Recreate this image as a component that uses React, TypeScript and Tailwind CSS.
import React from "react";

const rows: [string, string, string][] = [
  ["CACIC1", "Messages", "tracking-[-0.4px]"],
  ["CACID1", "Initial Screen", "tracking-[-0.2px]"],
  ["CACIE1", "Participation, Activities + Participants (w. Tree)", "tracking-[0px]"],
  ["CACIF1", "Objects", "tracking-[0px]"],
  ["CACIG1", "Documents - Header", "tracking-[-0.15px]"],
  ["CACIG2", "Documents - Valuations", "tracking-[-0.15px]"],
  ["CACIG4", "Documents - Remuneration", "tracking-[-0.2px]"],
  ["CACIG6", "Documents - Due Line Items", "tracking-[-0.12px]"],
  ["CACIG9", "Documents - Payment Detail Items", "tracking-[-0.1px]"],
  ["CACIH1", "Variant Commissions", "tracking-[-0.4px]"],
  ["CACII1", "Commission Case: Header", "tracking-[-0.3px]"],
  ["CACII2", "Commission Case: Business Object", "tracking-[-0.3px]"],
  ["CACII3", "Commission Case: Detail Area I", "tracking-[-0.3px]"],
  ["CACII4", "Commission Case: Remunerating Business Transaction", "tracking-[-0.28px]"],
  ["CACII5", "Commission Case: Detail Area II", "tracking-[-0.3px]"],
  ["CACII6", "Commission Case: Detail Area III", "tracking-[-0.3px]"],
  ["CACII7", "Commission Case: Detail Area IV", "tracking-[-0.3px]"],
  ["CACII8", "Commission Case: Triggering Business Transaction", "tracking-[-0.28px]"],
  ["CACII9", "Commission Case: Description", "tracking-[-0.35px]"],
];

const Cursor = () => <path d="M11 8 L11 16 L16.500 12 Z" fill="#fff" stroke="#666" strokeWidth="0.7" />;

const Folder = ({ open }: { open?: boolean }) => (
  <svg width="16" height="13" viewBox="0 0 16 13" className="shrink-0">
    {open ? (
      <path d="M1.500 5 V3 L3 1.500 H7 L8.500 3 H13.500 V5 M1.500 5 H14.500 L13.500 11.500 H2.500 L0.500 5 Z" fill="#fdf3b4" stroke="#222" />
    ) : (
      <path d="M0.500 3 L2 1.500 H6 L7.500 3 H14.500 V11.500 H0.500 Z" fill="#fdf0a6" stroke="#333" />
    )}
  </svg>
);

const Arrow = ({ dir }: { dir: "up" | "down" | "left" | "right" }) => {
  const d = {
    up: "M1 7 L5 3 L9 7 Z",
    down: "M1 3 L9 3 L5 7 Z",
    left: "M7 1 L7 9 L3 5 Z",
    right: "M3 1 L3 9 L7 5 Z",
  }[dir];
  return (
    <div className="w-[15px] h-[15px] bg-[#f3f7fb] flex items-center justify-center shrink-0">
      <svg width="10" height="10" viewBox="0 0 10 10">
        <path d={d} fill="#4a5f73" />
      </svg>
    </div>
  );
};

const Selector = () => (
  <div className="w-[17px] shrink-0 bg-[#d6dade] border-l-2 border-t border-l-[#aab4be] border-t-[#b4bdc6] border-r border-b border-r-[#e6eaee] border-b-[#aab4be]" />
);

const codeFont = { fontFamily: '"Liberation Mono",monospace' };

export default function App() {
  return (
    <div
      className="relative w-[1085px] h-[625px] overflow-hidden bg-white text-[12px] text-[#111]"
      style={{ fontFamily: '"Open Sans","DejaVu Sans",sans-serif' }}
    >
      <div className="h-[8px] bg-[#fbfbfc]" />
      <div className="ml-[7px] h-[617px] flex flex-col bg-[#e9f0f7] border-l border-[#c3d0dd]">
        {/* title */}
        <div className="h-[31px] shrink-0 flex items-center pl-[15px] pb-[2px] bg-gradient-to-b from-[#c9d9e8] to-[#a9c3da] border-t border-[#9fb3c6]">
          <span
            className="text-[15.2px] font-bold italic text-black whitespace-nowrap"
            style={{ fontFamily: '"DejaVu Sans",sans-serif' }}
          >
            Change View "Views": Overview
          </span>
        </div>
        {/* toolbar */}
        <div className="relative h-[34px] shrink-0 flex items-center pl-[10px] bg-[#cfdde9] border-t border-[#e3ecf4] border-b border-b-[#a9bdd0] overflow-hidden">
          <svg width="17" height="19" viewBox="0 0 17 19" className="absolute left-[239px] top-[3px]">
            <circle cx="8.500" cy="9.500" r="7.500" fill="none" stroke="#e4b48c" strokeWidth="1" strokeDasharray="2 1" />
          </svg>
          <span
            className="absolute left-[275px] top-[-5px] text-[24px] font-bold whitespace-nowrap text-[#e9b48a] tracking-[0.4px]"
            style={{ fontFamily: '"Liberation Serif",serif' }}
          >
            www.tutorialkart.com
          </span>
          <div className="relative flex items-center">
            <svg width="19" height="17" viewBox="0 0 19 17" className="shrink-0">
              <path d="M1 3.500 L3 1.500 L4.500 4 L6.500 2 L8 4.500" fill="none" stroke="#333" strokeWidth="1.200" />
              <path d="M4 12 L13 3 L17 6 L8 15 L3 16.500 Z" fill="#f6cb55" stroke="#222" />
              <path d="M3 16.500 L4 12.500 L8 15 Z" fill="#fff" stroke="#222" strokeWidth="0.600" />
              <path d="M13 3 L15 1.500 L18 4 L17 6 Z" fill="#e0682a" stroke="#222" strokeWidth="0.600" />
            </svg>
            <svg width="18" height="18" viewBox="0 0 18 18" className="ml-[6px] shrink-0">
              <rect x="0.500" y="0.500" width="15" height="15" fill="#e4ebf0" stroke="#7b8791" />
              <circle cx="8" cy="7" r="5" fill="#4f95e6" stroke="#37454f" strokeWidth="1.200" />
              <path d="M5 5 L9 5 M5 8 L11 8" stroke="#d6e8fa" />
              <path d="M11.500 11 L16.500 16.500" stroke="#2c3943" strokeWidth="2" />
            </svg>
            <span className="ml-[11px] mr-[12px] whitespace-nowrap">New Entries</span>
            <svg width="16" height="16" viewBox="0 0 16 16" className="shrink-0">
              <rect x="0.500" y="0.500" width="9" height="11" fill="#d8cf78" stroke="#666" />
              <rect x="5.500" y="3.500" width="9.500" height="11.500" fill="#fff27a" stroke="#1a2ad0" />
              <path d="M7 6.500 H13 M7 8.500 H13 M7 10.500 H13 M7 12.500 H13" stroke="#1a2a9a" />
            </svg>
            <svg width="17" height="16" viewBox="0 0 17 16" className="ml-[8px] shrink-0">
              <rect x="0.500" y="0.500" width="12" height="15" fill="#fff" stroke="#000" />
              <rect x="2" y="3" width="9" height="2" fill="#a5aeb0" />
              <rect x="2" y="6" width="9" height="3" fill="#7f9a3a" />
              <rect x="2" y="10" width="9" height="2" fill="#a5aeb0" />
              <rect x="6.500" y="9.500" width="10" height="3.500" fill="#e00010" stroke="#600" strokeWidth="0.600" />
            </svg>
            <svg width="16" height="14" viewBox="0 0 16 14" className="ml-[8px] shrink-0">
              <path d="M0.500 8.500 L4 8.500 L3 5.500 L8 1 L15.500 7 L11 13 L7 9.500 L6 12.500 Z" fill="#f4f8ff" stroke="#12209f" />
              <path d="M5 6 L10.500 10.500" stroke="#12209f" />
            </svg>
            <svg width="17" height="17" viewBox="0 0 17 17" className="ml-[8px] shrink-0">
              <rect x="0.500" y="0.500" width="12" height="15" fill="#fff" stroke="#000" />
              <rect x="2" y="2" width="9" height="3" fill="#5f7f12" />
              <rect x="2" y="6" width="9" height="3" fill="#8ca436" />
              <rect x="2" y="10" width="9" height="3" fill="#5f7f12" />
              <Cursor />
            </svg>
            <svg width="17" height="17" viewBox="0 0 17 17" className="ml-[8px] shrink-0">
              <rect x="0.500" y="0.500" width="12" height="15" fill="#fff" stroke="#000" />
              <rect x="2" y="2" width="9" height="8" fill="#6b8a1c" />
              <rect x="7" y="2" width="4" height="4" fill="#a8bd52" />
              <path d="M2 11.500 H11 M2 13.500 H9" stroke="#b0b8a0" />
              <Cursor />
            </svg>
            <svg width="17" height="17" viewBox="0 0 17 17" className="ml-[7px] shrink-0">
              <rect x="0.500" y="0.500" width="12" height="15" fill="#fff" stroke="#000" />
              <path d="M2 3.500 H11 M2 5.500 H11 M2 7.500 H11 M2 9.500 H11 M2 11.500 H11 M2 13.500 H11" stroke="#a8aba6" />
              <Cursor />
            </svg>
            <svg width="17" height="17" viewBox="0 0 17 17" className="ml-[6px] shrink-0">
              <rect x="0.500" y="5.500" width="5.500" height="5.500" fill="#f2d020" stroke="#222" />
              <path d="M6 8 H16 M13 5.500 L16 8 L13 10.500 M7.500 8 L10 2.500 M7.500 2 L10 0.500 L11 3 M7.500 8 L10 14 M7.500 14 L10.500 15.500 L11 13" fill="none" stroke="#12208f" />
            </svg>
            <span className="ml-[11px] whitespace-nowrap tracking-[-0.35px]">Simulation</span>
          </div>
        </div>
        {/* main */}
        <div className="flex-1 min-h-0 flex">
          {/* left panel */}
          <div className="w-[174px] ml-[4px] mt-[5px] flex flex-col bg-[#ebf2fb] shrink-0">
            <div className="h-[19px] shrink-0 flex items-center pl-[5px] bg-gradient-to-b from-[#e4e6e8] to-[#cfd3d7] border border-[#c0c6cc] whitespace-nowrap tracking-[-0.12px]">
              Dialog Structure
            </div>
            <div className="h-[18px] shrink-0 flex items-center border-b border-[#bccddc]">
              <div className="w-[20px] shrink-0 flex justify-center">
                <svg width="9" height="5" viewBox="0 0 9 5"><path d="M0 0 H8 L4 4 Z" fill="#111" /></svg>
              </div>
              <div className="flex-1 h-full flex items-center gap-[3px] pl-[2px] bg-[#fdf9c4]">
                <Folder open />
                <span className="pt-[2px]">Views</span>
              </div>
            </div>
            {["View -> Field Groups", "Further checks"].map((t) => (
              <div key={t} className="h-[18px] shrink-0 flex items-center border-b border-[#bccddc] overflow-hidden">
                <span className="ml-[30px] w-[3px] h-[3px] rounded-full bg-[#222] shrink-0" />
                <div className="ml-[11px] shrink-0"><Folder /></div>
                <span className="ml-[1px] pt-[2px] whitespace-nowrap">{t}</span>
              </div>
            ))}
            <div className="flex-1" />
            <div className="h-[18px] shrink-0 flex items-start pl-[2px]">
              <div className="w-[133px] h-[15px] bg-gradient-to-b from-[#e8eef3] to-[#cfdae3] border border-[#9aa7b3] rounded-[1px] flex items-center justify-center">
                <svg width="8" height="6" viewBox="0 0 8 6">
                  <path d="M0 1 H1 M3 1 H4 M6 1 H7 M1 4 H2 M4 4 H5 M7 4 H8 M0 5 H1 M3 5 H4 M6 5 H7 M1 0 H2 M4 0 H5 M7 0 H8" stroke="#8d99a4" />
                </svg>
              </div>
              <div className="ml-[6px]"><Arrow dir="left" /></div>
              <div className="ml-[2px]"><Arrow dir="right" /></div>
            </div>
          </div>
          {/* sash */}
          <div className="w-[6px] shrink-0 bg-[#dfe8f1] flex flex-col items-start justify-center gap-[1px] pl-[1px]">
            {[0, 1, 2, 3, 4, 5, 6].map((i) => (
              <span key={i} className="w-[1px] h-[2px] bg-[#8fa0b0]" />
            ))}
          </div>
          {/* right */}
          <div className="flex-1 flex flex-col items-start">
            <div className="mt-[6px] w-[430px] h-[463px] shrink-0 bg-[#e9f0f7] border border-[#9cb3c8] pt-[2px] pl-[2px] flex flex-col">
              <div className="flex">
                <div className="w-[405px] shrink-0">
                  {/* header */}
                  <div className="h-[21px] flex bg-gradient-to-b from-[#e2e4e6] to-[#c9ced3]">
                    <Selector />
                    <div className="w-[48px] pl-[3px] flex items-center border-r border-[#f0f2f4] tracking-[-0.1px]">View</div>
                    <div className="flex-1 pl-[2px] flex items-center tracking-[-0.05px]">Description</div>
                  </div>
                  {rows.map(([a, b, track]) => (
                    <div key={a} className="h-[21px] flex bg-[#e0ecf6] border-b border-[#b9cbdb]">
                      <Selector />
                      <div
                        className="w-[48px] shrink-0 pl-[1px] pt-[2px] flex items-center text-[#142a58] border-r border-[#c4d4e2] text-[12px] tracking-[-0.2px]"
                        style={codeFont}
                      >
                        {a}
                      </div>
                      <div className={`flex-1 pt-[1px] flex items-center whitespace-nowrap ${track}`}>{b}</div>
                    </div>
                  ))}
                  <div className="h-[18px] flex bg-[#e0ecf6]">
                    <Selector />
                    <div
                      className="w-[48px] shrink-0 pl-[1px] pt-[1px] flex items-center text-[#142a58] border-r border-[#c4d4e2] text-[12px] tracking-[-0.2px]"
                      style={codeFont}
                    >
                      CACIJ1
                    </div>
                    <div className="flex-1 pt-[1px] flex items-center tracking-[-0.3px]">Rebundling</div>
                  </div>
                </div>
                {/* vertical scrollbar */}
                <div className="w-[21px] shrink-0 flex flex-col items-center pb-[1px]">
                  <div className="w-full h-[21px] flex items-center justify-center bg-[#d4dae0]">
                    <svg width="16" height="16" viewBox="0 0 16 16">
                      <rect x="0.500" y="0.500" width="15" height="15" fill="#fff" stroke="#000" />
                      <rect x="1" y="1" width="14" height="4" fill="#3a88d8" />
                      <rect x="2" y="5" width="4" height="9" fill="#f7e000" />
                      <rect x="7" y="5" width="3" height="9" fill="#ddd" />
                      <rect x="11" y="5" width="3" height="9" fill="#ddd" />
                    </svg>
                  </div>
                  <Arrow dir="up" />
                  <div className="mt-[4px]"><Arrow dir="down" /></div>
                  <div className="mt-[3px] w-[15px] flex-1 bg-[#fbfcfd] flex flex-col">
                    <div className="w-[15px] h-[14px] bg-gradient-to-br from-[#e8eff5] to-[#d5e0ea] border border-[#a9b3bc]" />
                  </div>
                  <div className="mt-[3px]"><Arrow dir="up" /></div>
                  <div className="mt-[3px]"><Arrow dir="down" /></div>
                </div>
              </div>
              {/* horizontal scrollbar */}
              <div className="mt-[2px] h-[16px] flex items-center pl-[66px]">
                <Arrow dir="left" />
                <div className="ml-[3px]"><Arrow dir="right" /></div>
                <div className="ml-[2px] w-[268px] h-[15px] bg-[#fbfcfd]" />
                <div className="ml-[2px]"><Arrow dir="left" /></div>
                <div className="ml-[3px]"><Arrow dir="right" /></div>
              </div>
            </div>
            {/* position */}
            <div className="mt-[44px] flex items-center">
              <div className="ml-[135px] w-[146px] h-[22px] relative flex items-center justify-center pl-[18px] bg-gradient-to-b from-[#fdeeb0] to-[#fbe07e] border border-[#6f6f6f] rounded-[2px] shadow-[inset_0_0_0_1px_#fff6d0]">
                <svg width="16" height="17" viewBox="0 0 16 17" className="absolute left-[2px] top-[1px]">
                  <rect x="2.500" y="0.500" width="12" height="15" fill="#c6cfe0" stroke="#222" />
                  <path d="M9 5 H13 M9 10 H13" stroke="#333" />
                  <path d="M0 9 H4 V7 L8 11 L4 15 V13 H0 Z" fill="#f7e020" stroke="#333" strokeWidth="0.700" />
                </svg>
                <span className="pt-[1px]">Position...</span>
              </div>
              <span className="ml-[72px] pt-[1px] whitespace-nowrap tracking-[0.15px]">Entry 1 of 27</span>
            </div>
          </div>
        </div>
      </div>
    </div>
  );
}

==

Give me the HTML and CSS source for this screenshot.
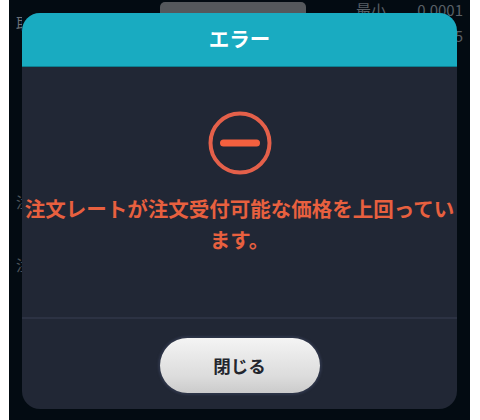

» Set problem
Only the lines running from the line with "Recreate this image" through the line with "import React from" should be repeated, exactly and with both ends kept.

» Reply
Recreate this image as a component that uses React, TypeScript and Tailwind CSS.
import React from "react";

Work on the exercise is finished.